Rebondissant sur les propos liminaires de Jean-François Clervoy, Didier Oudin précise :

"Il faut aimer le risque pour être un entrepreneur. Je ne me leurre pas. Je sais qu'entre le fait d'être considéré comme visionnaire ou comme téméraire la différence ne repose que sur le succès. Si tu échoues, tu es téméraire, si tu réussis, on te qualifie de visionnaire... en vérité, pour être vraiment heureux dans le fait d'entreprendre, il faut être capable d'accepter le risque sans en prendre le gout."

Avis partagé par Jean-François Clervoy qui rappelle :

"La chance de perte d'un membre d'équipage pour une mission habitée qui réalise des sorties dans l'espace est de 1/100. Chaque mission a également 1 chance sur 273 de se faire heurter par une météorite fatale... L'acceptation plus que le goût du risque est nécessaire pour se lancer avec bonheur."

Le rêve, meilleur outil de recrutement

Se lancer, toute seule cette fois, sans doute pour perpétuer une tradition familiale, c'est ce que vient de faire Caroline Guerin-Pigeon. La DG du groupe Pigeon vient de créer une startup, Ecoweego... une solution de covoiturage.

"C'est un rêve d'enfant que je réalise.

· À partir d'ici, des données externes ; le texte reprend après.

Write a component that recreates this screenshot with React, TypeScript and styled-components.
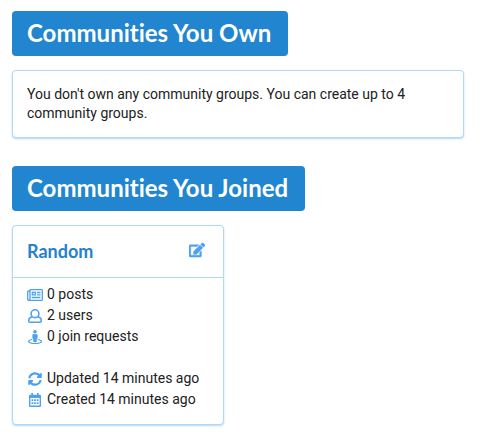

Celui de participer à un monde qui change en ne partant de rien", souligne t-elle avec une forte émotion qui permet à Jean-François Clervoy de conclure :

"C'est le rêve, l'émotion, le projet qui font les belles aventures. Regardez SpaceX, la société d'Elon Musk n'a pas recruté seulement avec de l'argent. Au contraire même, on peut dire que les compétences recrutées sont loin d'être les mieux payées du secteur spatial, mais c'est le rêve de participer à un projet énorme, en l'occurrence chez SpaceX, celui de conquérir Mars en 2025 qui fait le bonheur des celles et ceux qui ont choisi, avec succès en plus, de le suivre dans l'aventure. Bref, en général, les entrepreneurs heureux sont généralement entourés de collaborateurs heureux".